──────── COLLECTED MATERIAL
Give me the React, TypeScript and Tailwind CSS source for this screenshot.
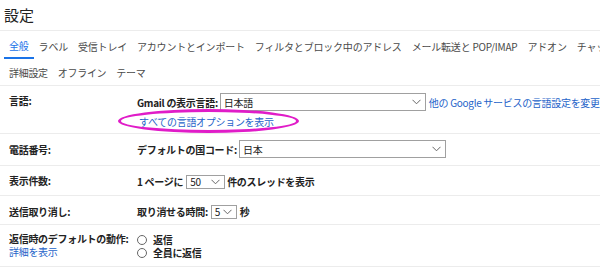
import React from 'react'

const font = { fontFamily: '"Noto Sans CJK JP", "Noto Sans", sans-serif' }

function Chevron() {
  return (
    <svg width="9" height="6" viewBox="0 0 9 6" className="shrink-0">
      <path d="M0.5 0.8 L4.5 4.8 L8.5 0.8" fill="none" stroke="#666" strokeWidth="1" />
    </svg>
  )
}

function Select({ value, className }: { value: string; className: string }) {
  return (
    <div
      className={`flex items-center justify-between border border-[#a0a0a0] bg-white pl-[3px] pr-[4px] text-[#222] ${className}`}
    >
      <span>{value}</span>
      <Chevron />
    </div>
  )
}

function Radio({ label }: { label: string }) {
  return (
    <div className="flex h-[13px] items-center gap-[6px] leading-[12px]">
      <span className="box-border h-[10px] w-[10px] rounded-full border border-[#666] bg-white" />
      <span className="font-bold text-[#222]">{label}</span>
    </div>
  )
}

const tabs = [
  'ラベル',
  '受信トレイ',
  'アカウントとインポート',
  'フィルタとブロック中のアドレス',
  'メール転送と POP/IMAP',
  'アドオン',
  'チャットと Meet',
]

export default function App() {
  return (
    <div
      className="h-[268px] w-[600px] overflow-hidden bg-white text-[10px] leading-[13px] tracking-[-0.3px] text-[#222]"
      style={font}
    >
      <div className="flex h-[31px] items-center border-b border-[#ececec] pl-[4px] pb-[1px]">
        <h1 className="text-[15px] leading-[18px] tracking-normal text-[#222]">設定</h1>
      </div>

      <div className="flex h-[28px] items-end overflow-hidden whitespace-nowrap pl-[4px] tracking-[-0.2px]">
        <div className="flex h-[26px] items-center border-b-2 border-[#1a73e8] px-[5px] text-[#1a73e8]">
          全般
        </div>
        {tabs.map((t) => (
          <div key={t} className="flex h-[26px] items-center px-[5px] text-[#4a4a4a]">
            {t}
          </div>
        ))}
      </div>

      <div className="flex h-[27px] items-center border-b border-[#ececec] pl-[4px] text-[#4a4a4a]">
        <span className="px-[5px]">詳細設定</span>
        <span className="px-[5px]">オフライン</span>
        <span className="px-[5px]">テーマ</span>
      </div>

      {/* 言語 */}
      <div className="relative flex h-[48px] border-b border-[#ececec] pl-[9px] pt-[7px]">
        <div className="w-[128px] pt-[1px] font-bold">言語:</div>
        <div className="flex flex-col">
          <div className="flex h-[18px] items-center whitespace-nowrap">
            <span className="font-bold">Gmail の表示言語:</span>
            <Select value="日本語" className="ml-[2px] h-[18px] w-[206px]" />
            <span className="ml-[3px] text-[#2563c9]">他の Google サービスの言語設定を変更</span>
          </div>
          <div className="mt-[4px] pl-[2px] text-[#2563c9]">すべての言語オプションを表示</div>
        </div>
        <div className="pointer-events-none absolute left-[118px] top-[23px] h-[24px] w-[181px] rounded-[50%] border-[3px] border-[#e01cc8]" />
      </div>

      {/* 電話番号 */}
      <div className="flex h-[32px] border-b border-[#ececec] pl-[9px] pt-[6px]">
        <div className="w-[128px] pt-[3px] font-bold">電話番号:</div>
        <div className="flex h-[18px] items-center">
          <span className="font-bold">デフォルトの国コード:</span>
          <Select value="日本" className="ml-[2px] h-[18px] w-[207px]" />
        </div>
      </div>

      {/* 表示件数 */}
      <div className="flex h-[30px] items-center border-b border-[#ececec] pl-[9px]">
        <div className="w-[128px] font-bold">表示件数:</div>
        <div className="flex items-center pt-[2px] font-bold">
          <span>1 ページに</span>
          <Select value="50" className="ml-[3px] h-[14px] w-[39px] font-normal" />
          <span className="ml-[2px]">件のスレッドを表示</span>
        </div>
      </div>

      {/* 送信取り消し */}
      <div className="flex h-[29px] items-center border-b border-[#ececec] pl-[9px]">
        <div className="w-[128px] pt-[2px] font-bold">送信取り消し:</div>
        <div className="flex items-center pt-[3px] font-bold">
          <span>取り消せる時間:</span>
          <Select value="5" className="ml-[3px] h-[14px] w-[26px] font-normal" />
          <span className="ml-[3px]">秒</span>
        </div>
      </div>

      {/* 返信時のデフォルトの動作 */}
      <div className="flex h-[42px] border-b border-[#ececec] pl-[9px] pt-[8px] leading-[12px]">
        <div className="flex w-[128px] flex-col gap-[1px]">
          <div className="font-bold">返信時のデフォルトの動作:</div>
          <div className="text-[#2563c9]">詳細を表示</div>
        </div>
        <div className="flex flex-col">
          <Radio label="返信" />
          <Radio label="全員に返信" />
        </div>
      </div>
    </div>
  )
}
────────────────
• [WHAT YOU WILL DO] Copy the data exactly. Any picture it contains is to be omitted.

• [CORRECT ANSWER]
Give me the React, TypeScript and Tailwind CSS source for this screenshot.
import React from 'react'

const font = { fontFamily: '"Noto Sans CJK JP", "Noto Sans", sans-serif' }

function Chevron() {
  return (
    <svg width="9" height="6" viewBox="0 0 9 6" className="shrink-0">
      <path d="M0.5 0.8 L4.5 4.8 L8.5 0.8" fill="none" stroke="#666" strokeWidth="1" />
    </svg>
  )
}

function Select({ value, className }: { value: string; className: string }) {
  return (
    <div
      className={`flex items-center justify-between border border-[#a0a0a0] bg-white pl-[3px] pr-[4px] text-[#222] ${className}`}
    >
      <span>{value}</span>
      <Chevron />
    </div>
  )
}

function Radio({ label }: { label: string }) {
  return (
    <div className="flex h-[13px] items-center gap-[6px] leading-[12px]">
      <span className="box-border h-[10px] w-[10px] rounded-full border border-[#666] bg-white" />
      <span className="font-bold text-[#222]">{label}</span>
    </div>
  )
}

const tabs = [
  'ラベル',
  '受信トレイ',
  'アカウントとインポート',
  'フィルタとブロック中のアドレス',
  'メール転送と POP/IMAP',
  'アドオン',
  'チャットと Meet',
]

export default function App() {
  return (
    <div
      className="h-[268px] w-[600px] overflow-hidden bg-white text-[10px] leading-[13px] tracking-[-0.3px] text-[#222]"
      style={font}
    >
      <div className="flex h-[31px] items-center border-b border-[#ececec] pl-[4px] pb-[1px]">
        <h1 className="text-[15px] leading-[18px] tracking-normal text-[#222]">設定</h1>
      </div>

      <div className="flex h-[28px] items-end overflow-hidden whitespace-nowrap pl-[4px] tracking-[-0.2px]">
        <div className="flex h-[26px] items-center border-b-2 border-[#1a73e8] px-[5px] text-[#1a73e8]">
          全般
        </div>
        {tabs.map((t) => (
          <div key={t} className="flex h-[26px] items-center px-[5px] text-[#4a4a4a]">
            {t}
          </div>
        ))}
      </div>

      <div className="flex h-[27px] items-center border-b border-[#ececec] pl-[4px] text-[#4a4a4a]">
        <span className="px-[5px]">詳細設定</span>
        <span className="px-[5px]">オフライン</span>
        <span className="px-[5px]">テーマ</span>
      </div>

      {/* 言語 */}
      <div className="relative flex h-[48px] border-b border-[#ececec] pl-[9px] pt-[7px]">
        <div className="w-[128px] pt-[1px] font-bold">言語:</div>
        <div className="flex flex-col">
          <div className="flex h-[18px] items-center whitespace-nowrap">
            <span className="font-bold">Gmail の表示言語:</span>
            <Select value="日本語" className="ml-[2px] h-[18px] w-[206px]" />
            <span className="ml-[3px] text-[#2563c9]">他の Google サービスの言語設定を変更</span>
          </div>
          <div className="mt-[4px] pl-[2px] text-[#2563c9]">すべての言語オプションを表示</div>
        </div>
        <div className="pointer-events-none absolute left-[118px] top-[23px] h-[24px] w-[181px] rounded-[50%] border-[3px] border-[#e01cc8]" />
      </div>

      {/* 電話番号 */}
      <div className="flex h-[32px] border-b border-[#ececec] pl-[9px] pt-[6px]">
        <div className="w-[128px] pt-[3px] font-bold">電話番号:</div>
        <div className="flex h-[18px] items-center">
          <span className="font-bold">デフォルトの国コード:</span>
          <Select value="日本" className="ml-[2px] h-[18px] w-[207px]" />
        </div>
      </div>

      {/* 表示件数 */}
      <div className="flex h-[30px] items-center border-b border-[#ececec] pl-[9px]">
        <div className="w-[128px] font-bold">表示件数:</div>
        <div className="flex items-center pt-[2px] font-bold">
          <span>1 ページに</span>
          <Select value="50" className="ml-[3px] h-[14px] w-[39px] font-normal" />
          <span className="ml-[2px]">件のスレッドを表示</span>
        </div>
      </div>

      {/* 送信取り消し */}
      <div className="flex h-[29px] items-center border-b border-[#ececec] pl-[9px]">
        <div className="w-[128px] pt-[2px] font-bold">送信取り消し:</div>
        <div className="flex items-center pt-[3px] font-bold">
          <span>取り消せる時間:</span>
          <Select value="5" className="ml-[3px] h-[14px] w-[26px] font-normal" />
          <span className="ml-[3px]">秒</span>
        </div>
      </div>

      {/* 返信時のデフォルトの動作 */}
      <div className="flex h-[42px] border-b border-[#ececec] pl-[9px] pt-[8px] leading-[12px]">
        <div className="flex w-[128px] flex-col gap-[1px]">
          <div className="font-bold">返信時のデフォルトの動作:</div>
          <div className="text-[#2563c9]">詳細を表示</div>
        </div>
        <div className="flex flex-col">
          <Radio label="返信" />
          <Radio label="全員に返信" />
        </div>
      </div>
    </div>
  )
}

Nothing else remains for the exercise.